Improving Trace Link Recovery using Semantic Relation Graphs and Spreading Activation

Abstract

[Context & Motivation] Trace Link Recovery tries to identify and link related existing requirements with each other to support further engineering tasks. Existing approaches are mainly based on algebraic Information Retrieval or machine-learning. [Question/Problem] Machine-learning approaches usually demand reasonably large and labeled datasets to train. Algebraic Information Retrieval approaches like distance between tf - idf scores also work on smaller datasets without training but are limited in considering the context of semantic statements. [Principal Ideas/Results] In this work, we revise our existing Trace Link Recovery approach that is based on an explicit representation of the content of requirements as a semantic relation graph and uses Spreading Activation to answer trace queries over this graph.

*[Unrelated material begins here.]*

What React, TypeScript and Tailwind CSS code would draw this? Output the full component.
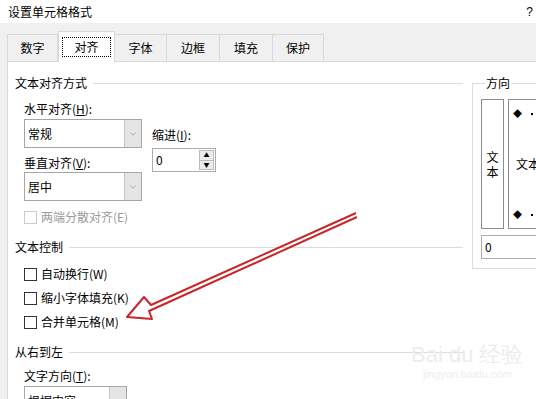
import { ChevronDown } from 'lucide-react';

const FONT = '"Noto Sans CJK SC", "Microsoft YaHei", sans-serif';

function SectionHeader({ label }: { label: string }) {
  return (
    <div className="flex h-[14px] items-center gap-[6px] pl-[7px]">
      <span className="leading-[14px]">{label}</span>
      <div className="h-px flex-1 bg-[#dcdcdc]" />
    </div>
  );
}

function Combo({ value, width }: { value: string; width: number }) {
  return (
    <div
      className="flex h-[29px] border border-[#a6a6a6] bg-white"
      style={{ width }}
    >
      <div className="flex flex-1 items-center pl-[3px]">{value}</div>
      <div className="flex w-[17px] items-center justify-center border-l border-[#c6c6c6] bg-[#e5e5e5]">
        <ChevronDown size={10} strokeWidth={1.2} className="text-[#606060]" />
      </div>
    </div>
  );
}

function CheckRow({ label, disabled }: { label: string; disabled?: boolean }) {
  return (
    <div className="flex h-[14px] items-center gap-[4px] pl-[16px]">
      <div
        className={
          disabled
            ? 'h-[13px] w-[13px] border border-[#cccccc] bg-white'
            : 'h-[13px] w-[13px] border border-[#333333] bg-white'
        }
      />
      <span className={disabled ? 'text-[#9a9a9a]' : ''}>{label}</span>
    </div>
  );
}

function Spin({ width }: { width: number }) {
  return (
    <div
      className="flex h-[24px] border border-[#acacac] bg-white"
      style={{ width }}
    >
      <div className="flex flex-1 items-center pl-[3px]">0</div>
      <div className="m-[1px] flex w-[15px] flex-col">
        <div className="flex flex-1 items-center justify-center border border-[#bcbcbc] bg-[#ececec] text-[6px] leading-none">
          ▲
        </div>
        <div className="flex flex-1 items-center justify-center border border-t-0 border-[#bcbcbc] bg-[#ececec] text-[6px] leading-none">
          ▼
        </div>
      </div>
    </div>
  );
}

function DotRow() {
  return (
    <div className="flex items-center gap-[9px]">
      <span className="text-[9px] leading-none">◆</span>
      <div className="h-[2px] w-[2px] bg-black" />
    </div>
  );
}

const tabs = [
  { label: '数字', w: 51 },
  { label: '对齐', w: 57, active: true },
  { label: '字体', w: 53 },
  { label: '边框', w: 54 },
  { label: '填充', w: 54 },
  { label: '保护', w: 52 },
];

export default function App() {
  return (
    <div
      className="relative h-[399px] w-[536px] overflow-hidden bg-[#f0f0f0] text-[12px] text-black"
      style={{ fontFamily: FONT }}
    >
      {/* Title bar */}
      <div className="flex h-[23px] items-center justify-between bg-white pl-[8px] pr-[3px]">
        <span className="text-[12px]">设置单元格格式</span>
        <span className="font-['Liberation_Sans'] text-[12px]">?</span>
      </div>

      {/* Tabs */}
      <div className="flex h-[38px] items-end pl-[7px]">
        {tabs.map((t) =>
          t.active ? (
            <div
              key={t.label}
              className="relative z-10 -mb-px flex h-[31px] items-center justify-center border border-b-0 border-[#d9d9d9] bg-white"
              style={{ width: t.w }}
            >
              <span className="border border-dotted border-black px-[11px] leading-[18px]">
                {t.label}
              </span>
            </div>
          ) : (
            <div
              key={t.label}
              className="-ml-px flex h-[27px] items-center justify-center border border-b-0 border-[#d9d9d9] first:ml-0"
              style={{ width: t.w }}
            >
              {t.label}
            </div>
          )
        )}
      </div>

      {/* Pane */}
      <div className="ml-[7px] flex h-[400px] border-l border-t border-[#d9d9d9] bg-white pt-[14px]">
        <div className="w-[455px] shrink-0">
          <SectionHeader label="文本对齐方式" />

          <div className="mt-[12px] flex gap-[10px] pl-[16px]">
            <div className="flex w-[118px] flex-col">
              <div className="leading-[14px]">水平对齐(<u>H</u>):</div>
              <div className="mt-[3px]">
                <Combo value="常规" width={118} />
              </div>
              <div className="mt-[8px] leading-[14px]">垂直对齐(<u>V</u>):</div>
              <div className="mt-[2px]">
                <Combo value="居中" width={118} />
              </div>
            </div>
            <div className="flex flex-col pt-[26px]">
              <div className="leading-[14px]">缩进(<u>I</u>):</div>
              <div className="mt-[6px]">
                <Spin width={64} />
              </div>
            </div>
          </div>

          <div className="mt-[9px]">
            <CheckRow label="两端分散对齐(E)" disabled />
          </div>

          <div className="mt-[16px]">
            <SectionHeader label="文本控制" />
          </div>

          <div className="mt-[13px] flex flex-col gap-[10px]">
            <CheckRow label="自动换行(W)" />
            <CheckRow label="缩小字体填充(K)" />
            <CheckRow label="合并单元格(M)" />
          </div>

          <div className="mt-[16px]">
            <SectionHeader label="从右到左" />
          </div>

          <div className="mt-[10px] pl-[16px] leading-[14px]">
            文字方向(<u>T</u>):
          </div>
          <div className="mt-[3px] pl-[16px]">
            <Combo value="根据内容" width={103} />
          </div>
        </div>

        {/* Orientation group */}
        <fieldset className="ml-[9px] h-[193px] w-[90px] shrink-0 border border-[#dcdcdc] pl-[8px]">
          <legend className="ml-[4px] px-[1px] leading-[14px]">方向</legend>
          <div className="mt-[9px] flex gap-[4px]">
            <div className="flex h-[130px] w-[23px] flex-col items-center justify-center border border-[#8c8c8c]">
              <span className="leading-[15px]">文</span>
              <span className="leading-[15px]">本</span>
            </div>
            <div className="flex h-[130px] w-[60px] flex-col justify-between border border-[#8c8c8c] py-[9px] pl-[4px]">
              <DotRow />
              <div className="pl-[3px] leading-[14px]">文本</div>
              <DotRow />
            </div>
          </div>
          <div className="mt-[6px]">
            <Spin width={80} />
          </div>
        </fieldset>
      </div>

      {/* Red annotation arrow */}
      <svg
        className="pointer-events-none absolute left-0 top-0"
        width="536"
        height="399"
        viewBox="0 0 536 399"
      >
        <path
          d="M356 213 L151 305 L144 297 L127 317 L152 319 L149 311 L357 217"
          fill="none"
          stroke="#c9262a"
          strokeWidth="2"
          strokeLinejoin="round"
        />
      </svg>

      {/* Watermark */}
      <div className="pointer-events-none absolute left-[411px] top-[343px] flex flex-col items-center text-[#ededed]">
        <div className="font-['Liberation_Sans'] text-[22px] leading-[24px]">
          Bai du 经验
        </div>
        <div className="font-['Liberation_Sans'] text-[11px] leading-[14px]">
          jingyan.baidu.com
        </div>
      </div>
    </div>
  );
}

The approach generates sorted candidate lists and is fully automated including an NLP pipeline to transform unrestricted natural language requirements into a graph and does not require any external knowledge bases or other resources. [Contribution] To improve the performance, we take a detailed look at five common datasets and adapt the graph structure and semantic search algorithm. Depending on the selected configuration, the predictive power strongly varies. With the best tested configuration, the approach achieves a mean average precision of 50%, a Lag of 30%, and a recall of 90%.